You also use open() when you are writing to a file. There are two ways to open a file for writing: overwrite and append. When you open a file in overwrite mode, you erase whatever it previously contained. In append mode, you attach your new data to the end of the existing file without erasing anything that was already there.

To indicate that you want a filehandle for writing, you put a single > character before the filename you want to use. This opens the file in overwrite mode. To open it in append mode, use two > characters.

     open (OVERWRITE, ">overwrite.txt") or die "$! error trying to overwrite";
     # The original contents are gone, wave goodbye.

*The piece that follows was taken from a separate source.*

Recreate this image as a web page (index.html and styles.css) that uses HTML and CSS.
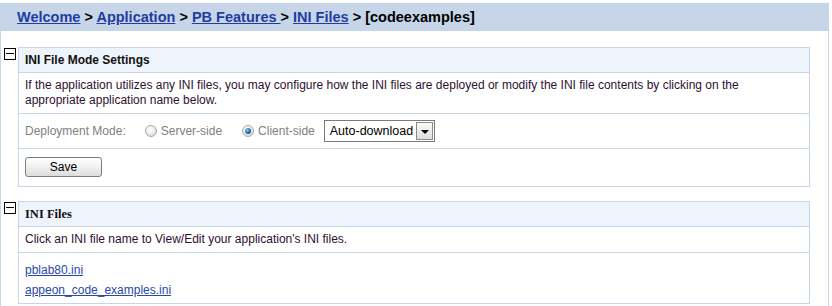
FILE: index.html
```html
<!DOCTYPE html>
<html lang="en">
<head>
    <meta charset="UTF-8">
    <title>INI Files</title>
    <link rel="stylesheet" href="styles.css">
</head>
<body>
<div class="page">
    <div class="crumbs">
        <a href="#">Welcome</a> &gt; <a href="#">Application</a> &gt; <a href="#">PB Features </a>&gt; <a href="#">INI Files</a> &gt; [codeexamples]
    </div>

    <div class="section first">
        <span class="toggle"></span>
        <div class="panel">
            <div class="panel-title">INI File Mode Settings</div>
            <div class="row desc">If the application utilizes any INI files, you may configure how the INI files are deployed or modify the INI file contents by clicking on the appropriate application name below.</div>
            <div class="row mode">
                <span class="label">Deployment Mode:</span>
                <span class="radio"></span><span class="opt">Server-side</span>
                <span class="radio on"></span><span class="opt last">Client-side</span>
                <span class="select">Auto-download<span class="arrow"></span></span>
            </div>
            <div class="row save">
                <button class="btn">Save</button>
            </div>
        </div>
    </div>

    <div class="section">
        <span class="toggle"></span>
        <div class="panel">
            <div class="panel-title serif">INI Files</div>
            <div class="row desc2">Click an INI file name to View/Edit your application's INI files.</div>
            <div class="row files">
                <a href="#">pblab80.ini</a>
                <a href="#">appeon_code_examples.ini</a>
            </div>
        </div>
    </div>
</div>
</body>
</html>
```

FILE: styles.css
```css
*{
    margin: 0;
    padding: 0;
    box-sizing: border-box;
}
body{
    background: #fff;
    font-family: "Liberation Sans", Arial, sans-serif;
    font-size: 12px;
    color: #222;
}
.page{
    width: 829px;
    height: 306px;
    margin-top: 3px;
    border-left: 1px solid #c6d5e7;
    border-right: 1px solid #c6d5e7;
}
.crumbs{
    height: 28px;
    margin-left: -1px;
    margin-right: -1px;
    background: #c6d6e8;
    padding: 5px 0 0 17px;
    font-size: 14.5px;
    font-weight: bold;
    color: #000;
    line-height: 18px;
    white-space: nowrap;
}
.crumbs a{
    color: #1f3c9e;
}
.section{
    display: flex;
    align-items: flex-start;
    padding-left: 3px;
    margin-top: 14px;
}
.section.first{
    margin-top: 16px;
}
.toggle{
    width: 12px;
    height: 12px;
    margin-top: 1px;
    margin-right: 2px;
    border: 1px solid #000;
    position: relative;
    background: #fff;
}
.toggle:after{
    content: "";
    position: absolute;
    left: 1px;
    right: 1px;
    top: 4px;
    height: 1px;
    background: #000;
}
.panel{
    width: 792px;
    border: 1px solid #c6d5e7;
}
.panel-title{
    height: 25px;
    background: #eef4fc;
    border-bottom: 1px solid #c6d5e7;
    padding: 5px 0 0 6px;
    font-size: 12px;
    font-weight: bold;
    color: #111;
    line-height: 14px;
}
.panel-title.serif{
    font-family: "Liberation Serif", serif;
    font-size: 12.5px;
}
.row{
    border-bottom: 1px solid #c6d5e7;
    padding-left: 6px;
}
.row:last-child{
    border-bottom: none;
}
.desc{
    height: 41px;
    padding-top: 5px;
    padding-right: 40px;
    line-height: 15px;
    color: #301030;
}
.mode{
    height: 35px;
    display: flex;
    align-items: center;
    color: #808080;
    white-space: nowrap;
}
.label{
    margin-right: 19px;
}
.radio{
    flex: none;
    width: 12px;
    height: 12px;
    border-radius: 50%;
    border: 1px solid #a8a8a8;
    background: radial-gradient(circle at 40% 35%, #fff 0, #f0f0f0 40%, #cfcfcf 100%);
    margin-right: 4px;
    position: relative;
}
.radio.on:after{
    content: "";
    position: absolute;
    left: 2px;
    top: 2px;
    width: 6px;
    height: 6px;
    border-radius: 50%;
    background: radial-gradient(circle at 35% 35%, #8fd0f0 0, #1a5fa0 60%, #0d3a70 100%);
}
.opt{
    margin-right: 20px;
}
.opt.last{
    margin-right: 9px;
}
.select{
    flex: none;
    width: 111px;
    height: 22px;
    border: 1px solid #7a7a7a;
    display: flex;
    align-items: center;
    justify-content: space-between;
    padding-left: 5px;
    padding-right: 1px;
    font-size: 12.5px;
    color: #000;
    background: #fff;
}
.arrow{
    width: 17px;
    height: 18px;
    border: 1px solid #8a8a8a;
    background: linear-gradient(#fafafa, #dcdcdc);
    position: relative;
}
.arrow:after{
    content: "";
    position: absolute;
    left: 4px;
    top: 7px;
    border-left: 4px solid transparent;
    border-right: 4px solid transparent;
    border-top: 4px solid #000;
}
.save{
    height: 37px;
    padding-top: 8px;
}
.btn{
    width: 77px;
    height: 20px;
    border: 1px solid #7d7d7d;
    border-radius: 3px;
    background: linear-gradient(#ffffff, #f2f2f2 45%, #dcdcdc);
    font-family: "Liberation Sans", Arial, sans-serif;
    font-size: 12px;
    color: #000;
}
.desc2{
    height: 26px;
    padding-top: 5px;
    line-height: 15px;
    color: #301030;
}
.files{
    height: 50px;
    padding-top: 7px;
    display: flex;
    flex-direction: column;
    line-height: 20px;
}
.files a{
    color: #2a48a8;
    align-self: flex-start;
}
```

     open (APPEND, ">>append.txt") or die "$! error trying to append";
     # Original contents still there, we're adding to the end of the file

Once our filehandle is open, we can use the humble print statement to write to it. Specify the filehandle you want to write to and a list of values you want to write:

    print OVERWRITE "This is the new content.\n";
    print APPEND "We're adding to the end here.\n", "And here too.\n";

Live free or die!

You noticed that most of our open() statements are followed by or die "some sort of message". This is because we live in an imperfect world, where programs don't always behave exactly the way we want them to. It's always possible for an open() call to fail; maybe you're trying to write to a file that you're not allowed to write, or you're trying to read from a file that doesn't exist. In Perl, you can guard against these problems by using or and and.

A series of statements separated by or will continue until you hit one that works, or returns a true value. This line of code will either succeed at opening OUTPUT in overwrite mode, or cause Perl to quit:

    open (OUTPUT, ">$outfile") or die "Can't write to $outfile: $!";

The die statement ends your program with an error message. The special variable $! contains Perl's explanation of the error. In this case, you might see something like this if you're not allowed to write to the file. Note that you get both the actual error message (``Permission denied'') and the line where it happened:

    Can't write to a2-die.txt: Permission denied at ./a2-die.pl line 1.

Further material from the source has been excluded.